## TASK DESCRIPTION
Using the records below, locate all lines containing "React" and return them.

## SOURCE MATERIAL
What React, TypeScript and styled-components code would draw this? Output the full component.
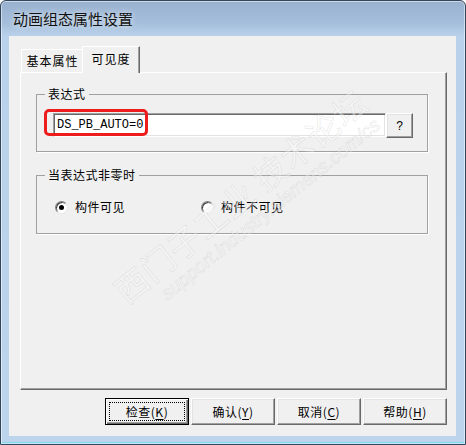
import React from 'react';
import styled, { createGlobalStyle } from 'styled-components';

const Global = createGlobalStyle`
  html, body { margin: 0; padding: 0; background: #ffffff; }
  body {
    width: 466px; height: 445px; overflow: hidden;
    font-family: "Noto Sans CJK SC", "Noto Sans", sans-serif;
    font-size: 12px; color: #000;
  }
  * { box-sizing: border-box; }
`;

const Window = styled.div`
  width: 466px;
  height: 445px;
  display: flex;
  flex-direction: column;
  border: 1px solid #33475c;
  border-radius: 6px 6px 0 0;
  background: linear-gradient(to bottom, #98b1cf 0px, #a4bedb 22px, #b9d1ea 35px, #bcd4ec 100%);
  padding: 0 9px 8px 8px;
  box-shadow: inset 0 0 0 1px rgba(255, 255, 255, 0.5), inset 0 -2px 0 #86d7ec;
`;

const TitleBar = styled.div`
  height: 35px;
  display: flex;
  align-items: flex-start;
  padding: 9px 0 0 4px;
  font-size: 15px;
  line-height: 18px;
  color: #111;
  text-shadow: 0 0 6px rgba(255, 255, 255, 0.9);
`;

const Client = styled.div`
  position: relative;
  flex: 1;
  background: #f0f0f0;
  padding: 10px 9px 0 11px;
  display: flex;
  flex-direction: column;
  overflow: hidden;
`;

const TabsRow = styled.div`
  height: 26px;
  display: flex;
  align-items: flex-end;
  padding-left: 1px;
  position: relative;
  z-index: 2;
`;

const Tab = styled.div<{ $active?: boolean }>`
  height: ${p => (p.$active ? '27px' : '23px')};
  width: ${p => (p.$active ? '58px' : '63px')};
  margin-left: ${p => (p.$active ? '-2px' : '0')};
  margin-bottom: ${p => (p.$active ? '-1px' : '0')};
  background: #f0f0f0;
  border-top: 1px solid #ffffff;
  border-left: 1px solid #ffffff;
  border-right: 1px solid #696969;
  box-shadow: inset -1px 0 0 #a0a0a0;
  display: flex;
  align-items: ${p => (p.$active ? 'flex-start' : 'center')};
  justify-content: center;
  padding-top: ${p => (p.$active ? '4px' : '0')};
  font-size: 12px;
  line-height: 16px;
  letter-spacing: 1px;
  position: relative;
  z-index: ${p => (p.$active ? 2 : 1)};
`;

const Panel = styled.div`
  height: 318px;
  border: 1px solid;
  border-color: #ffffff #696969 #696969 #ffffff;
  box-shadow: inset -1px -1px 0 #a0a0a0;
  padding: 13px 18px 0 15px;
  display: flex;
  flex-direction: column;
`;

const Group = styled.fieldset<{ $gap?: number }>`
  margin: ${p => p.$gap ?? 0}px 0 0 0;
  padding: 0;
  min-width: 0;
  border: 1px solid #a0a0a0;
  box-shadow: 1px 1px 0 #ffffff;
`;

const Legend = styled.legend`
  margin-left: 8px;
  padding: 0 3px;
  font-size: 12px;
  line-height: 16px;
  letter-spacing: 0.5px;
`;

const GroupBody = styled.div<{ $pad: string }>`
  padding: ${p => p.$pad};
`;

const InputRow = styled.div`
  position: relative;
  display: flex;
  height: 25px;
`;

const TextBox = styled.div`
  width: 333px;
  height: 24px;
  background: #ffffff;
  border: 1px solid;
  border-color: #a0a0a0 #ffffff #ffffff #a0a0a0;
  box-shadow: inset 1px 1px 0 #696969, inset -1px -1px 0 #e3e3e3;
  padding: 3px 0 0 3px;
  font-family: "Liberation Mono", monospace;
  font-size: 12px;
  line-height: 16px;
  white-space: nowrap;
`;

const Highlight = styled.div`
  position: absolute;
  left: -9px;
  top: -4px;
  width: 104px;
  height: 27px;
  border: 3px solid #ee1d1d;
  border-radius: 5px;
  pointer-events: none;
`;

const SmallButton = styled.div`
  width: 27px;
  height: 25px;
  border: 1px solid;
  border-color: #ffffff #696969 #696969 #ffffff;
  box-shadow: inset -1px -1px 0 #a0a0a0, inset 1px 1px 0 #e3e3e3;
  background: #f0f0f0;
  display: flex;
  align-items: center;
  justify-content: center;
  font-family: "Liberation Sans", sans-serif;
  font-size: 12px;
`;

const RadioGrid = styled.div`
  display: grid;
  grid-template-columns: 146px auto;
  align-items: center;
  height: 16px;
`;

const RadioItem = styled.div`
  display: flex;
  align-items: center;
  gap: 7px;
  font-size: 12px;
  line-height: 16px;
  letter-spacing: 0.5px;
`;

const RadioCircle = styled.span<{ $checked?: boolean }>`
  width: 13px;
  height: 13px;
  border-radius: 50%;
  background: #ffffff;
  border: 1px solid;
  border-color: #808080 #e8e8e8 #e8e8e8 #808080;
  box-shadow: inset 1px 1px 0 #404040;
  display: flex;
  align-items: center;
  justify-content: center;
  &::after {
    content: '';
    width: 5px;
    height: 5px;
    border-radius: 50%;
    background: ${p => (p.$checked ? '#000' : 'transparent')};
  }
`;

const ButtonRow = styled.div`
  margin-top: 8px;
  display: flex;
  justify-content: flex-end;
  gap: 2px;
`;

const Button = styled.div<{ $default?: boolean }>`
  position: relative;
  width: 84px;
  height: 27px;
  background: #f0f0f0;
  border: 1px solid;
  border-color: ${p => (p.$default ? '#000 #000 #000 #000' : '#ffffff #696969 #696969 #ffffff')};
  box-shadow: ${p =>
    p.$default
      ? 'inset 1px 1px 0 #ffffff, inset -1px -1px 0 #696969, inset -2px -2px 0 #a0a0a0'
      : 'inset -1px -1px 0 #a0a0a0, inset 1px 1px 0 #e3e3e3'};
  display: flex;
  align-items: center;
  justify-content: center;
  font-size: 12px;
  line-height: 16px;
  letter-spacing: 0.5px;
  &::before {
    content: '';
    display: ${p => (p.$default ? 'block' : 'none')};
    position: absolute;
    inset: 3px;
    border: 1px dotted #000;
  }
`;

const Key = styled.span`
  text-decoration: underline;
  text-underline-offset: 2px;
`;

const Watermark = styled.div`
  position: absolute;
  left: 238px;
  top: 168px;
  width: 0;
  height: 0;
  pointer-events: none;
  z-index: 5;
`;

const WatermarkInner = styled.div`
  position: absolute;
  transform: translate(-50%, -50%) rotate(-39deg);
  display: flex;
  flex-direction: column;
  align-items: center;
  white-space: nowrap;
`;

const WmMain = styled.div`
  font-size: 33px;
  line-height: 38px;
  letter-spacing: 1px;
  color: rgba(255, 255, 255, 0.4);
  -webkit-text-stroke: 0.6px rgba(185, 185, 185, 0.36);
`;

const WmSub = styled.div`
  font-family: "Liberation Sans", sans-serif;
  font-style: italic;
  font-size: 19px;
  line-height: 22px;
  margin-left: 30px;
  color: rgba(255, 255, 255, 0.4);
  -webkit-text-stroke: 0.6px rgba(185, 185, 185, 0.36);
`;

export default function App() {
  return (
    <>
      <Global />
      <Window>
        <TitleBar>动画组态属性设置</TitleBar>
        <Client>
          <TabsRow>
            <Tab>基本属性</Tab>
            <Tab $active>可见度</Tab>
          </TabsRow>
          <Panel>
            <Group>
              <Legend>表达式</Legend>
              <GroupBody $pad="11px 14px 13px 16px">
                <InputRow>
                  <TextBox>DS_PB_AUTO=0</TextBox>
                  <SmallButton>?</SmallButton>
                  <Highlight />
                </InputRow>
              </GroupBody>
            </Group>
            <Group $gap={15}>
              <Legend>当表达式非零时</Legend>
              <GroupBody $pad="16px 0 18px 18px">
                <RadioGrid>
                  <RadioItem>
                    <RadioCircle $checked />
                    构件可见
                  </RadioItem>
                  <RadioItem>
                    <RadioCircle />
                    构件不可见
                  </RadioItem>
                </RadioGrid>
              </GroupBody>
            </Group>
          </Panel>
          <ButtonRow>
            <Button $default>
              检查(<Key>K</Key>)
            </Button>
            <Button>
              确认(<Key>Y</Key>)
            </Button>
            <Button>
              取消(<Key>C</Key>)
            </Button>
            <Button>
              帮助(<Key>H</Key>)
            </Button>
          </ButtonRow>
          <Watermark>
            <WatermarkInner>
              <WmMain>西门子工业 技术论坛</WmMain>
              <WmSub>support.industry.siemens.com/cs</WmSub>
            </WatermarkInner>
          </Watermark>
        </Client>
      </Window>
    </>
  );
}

...

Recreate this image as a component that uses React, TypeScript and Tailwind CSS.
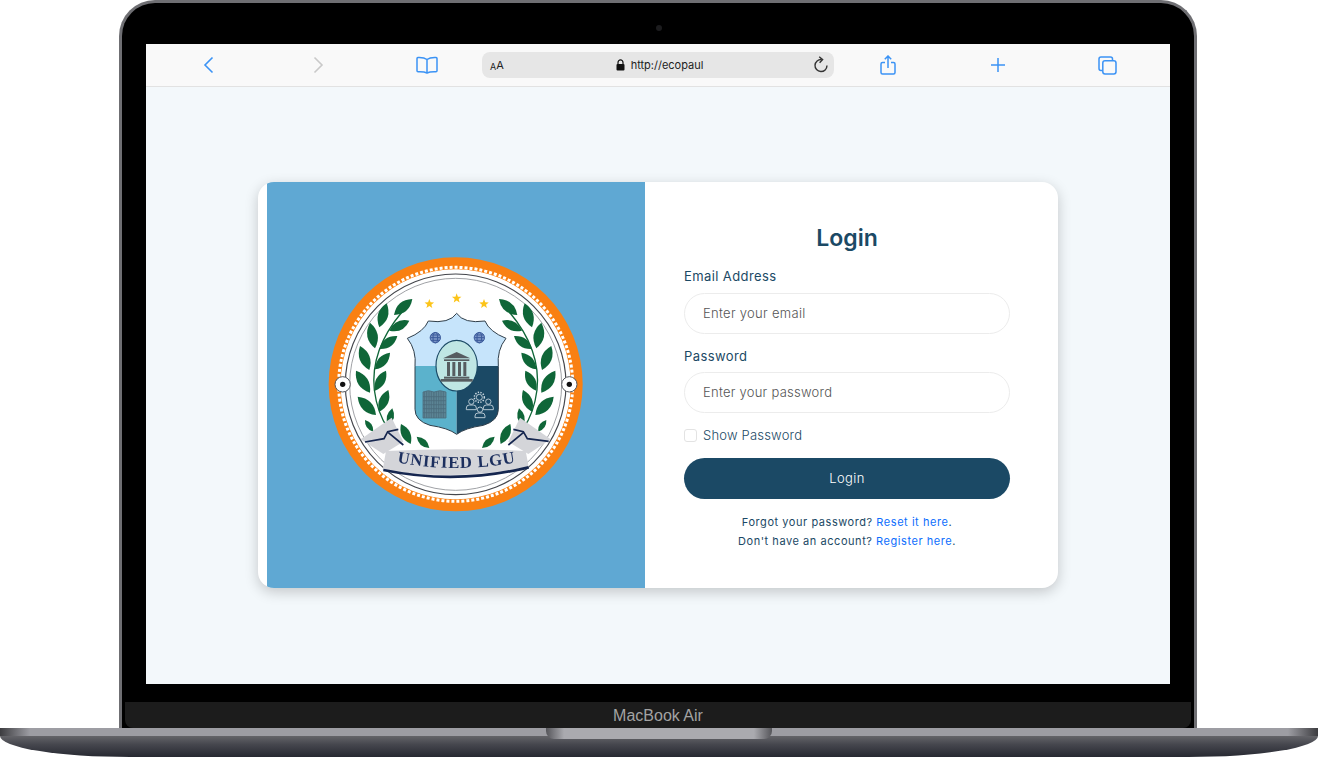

## TASK ANSWER
What React, TypeScript and styled-components code would draw this? Output the full component.
import React from 'react';
Recreate this image as a component that uses React, TypeScript and Tailwind CSS.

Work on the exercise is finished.